↓

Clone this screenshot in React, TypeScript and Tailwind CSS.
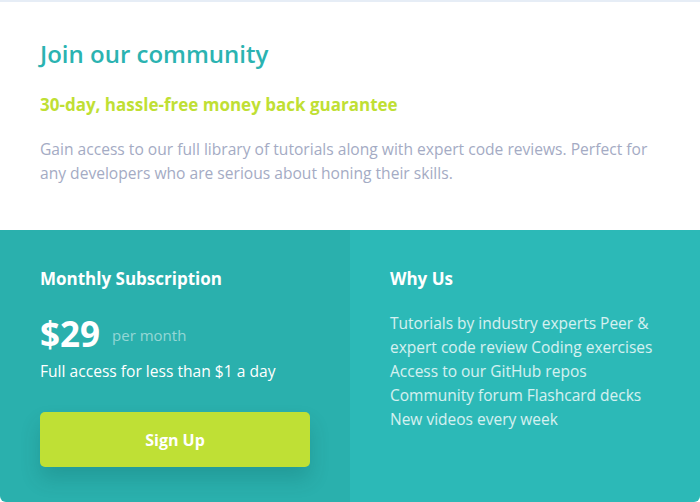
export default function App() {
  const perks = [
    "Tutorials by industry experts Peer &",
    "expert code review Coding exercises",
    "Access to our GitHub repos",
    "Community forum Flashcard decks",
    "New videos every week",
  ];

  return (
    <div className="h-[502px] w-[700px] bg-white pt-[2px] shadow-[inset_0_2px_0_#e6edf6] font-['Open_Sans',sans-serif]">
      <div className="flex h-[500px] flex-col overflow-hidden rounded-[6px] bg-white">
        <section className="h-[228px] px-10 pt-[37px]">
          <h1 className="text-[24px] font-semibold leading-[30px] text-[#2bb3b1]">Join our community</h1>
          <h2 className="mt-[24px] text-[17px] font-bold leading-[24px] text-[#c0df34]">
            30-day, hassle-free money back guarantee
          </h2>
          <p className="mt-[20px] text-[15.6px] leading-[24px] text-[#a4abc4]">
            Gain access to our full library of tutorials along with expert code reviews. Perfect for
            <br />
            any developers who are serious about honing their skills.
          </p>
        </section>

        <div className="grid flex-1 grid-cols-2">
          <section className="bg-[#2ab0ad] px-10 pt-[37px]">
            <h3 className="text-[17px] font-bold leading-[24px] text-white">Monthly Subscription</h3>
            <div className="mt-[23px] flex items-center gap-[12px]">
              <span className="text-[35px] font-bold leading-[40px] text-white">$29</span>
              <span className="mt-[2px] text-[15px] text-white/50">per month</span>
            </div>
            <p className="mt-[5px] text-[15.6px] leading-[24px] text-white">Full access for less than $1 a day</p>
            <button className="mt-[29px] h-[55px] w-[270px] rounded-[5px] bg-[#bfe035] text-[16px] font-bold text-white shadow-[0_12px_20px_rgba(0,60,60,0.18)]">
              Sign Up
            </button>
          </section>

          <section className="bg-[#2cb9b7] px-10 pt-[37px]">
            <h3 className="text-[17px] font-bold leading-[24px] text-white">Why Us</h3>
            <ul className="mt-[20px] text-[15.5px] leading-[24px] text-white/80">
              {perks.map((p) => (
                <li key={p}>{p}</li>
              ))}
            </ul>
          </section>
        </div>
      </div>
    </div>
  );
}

↑

Reproduce each line word for word and drop the pictures.

◆ RESULT OF THIS TASK:
Clone this screenshot in React, TypeScript and Tailwind CSS.
export default function App() {
  const perks = [
    "Tutorials by industry experts Peer &",
    "expert code review Coding exercises",
    "Access to our GitHub repos",
    "Community forum Flashcard decks",
    "New videos every week",
  ];

  return (
    <div className="h-[502px] w-[700px] bg-white pt-[2px] shadow-[inset_0_2px_0_#e6edf6] font-['Open_Sans',sans-serif]">
      <div className="flex h-[500px] flex-col overflow-hidden rounded-[6px] bg-white">
        <section className="h-[228px] px-10 pt-[37px]">
          <h1 className="text-[24px] font-semibold leading-[30px] text-[#2bb3b1]">Join our community</h1>
          <h2 className="mt-[24px] text-[17px] font-bold leading-[24px] text-[#c0df34]">
            30-day, hassle-free money back guarantee
          </h2>
          <p className="mt-[20px] text-[15.6px] leading-[24px] text-[#a4abc4]">
            Gain access to our full library of tutorials along with expert code reviews. Perfect for
            <br />
            any developers who are serious about honing their skills.
          </p>
        </section>

        <div className="grid flex-1 grid-cols-2">
          <section className="bg-[#2ab0ad] px-10 pt-[37px]">
            <h3 className="text-[17px] font-bold leading-[24px] text-white">Monthly Subscription</h3>
            <div className="mt-[23px] flex items-center gap-[12px]">
              <span className="text-[35px] font-bold leading-[40px] text-white">$29</span>
              <span className="mt-[2px] text-[15px] text-white/50">per month</span>
            </div>
            <p className="mt-[5px] text-[15.6px] leading-[24px] text-white">Full access for less than $1 a day</p>
            <button className="mt-[29px] h-[55px] w-[270px] rounded-[5px] bg-[#bfe035] text-[16px] font-bold text-white shadow-[0_12px_20px_rgba(0,60,60,0.18)]">
              Sign Up
            </button>
          </section>

          <section className="bg-[#2cb9b7] px-10 pt-[37px]">
            <h3 className="text-[17px] font-bold leading-[24px] text-white">Why Us</h3>
            <ul className="mt-[20px] text-[15.5px] leading-[24px] text-white/80">
              {perks.map((p) => (
                <li key={p}>{p}</li>
              ))}
            </ul>
          </section>
        </div>
      </div>
    </div>
  );
}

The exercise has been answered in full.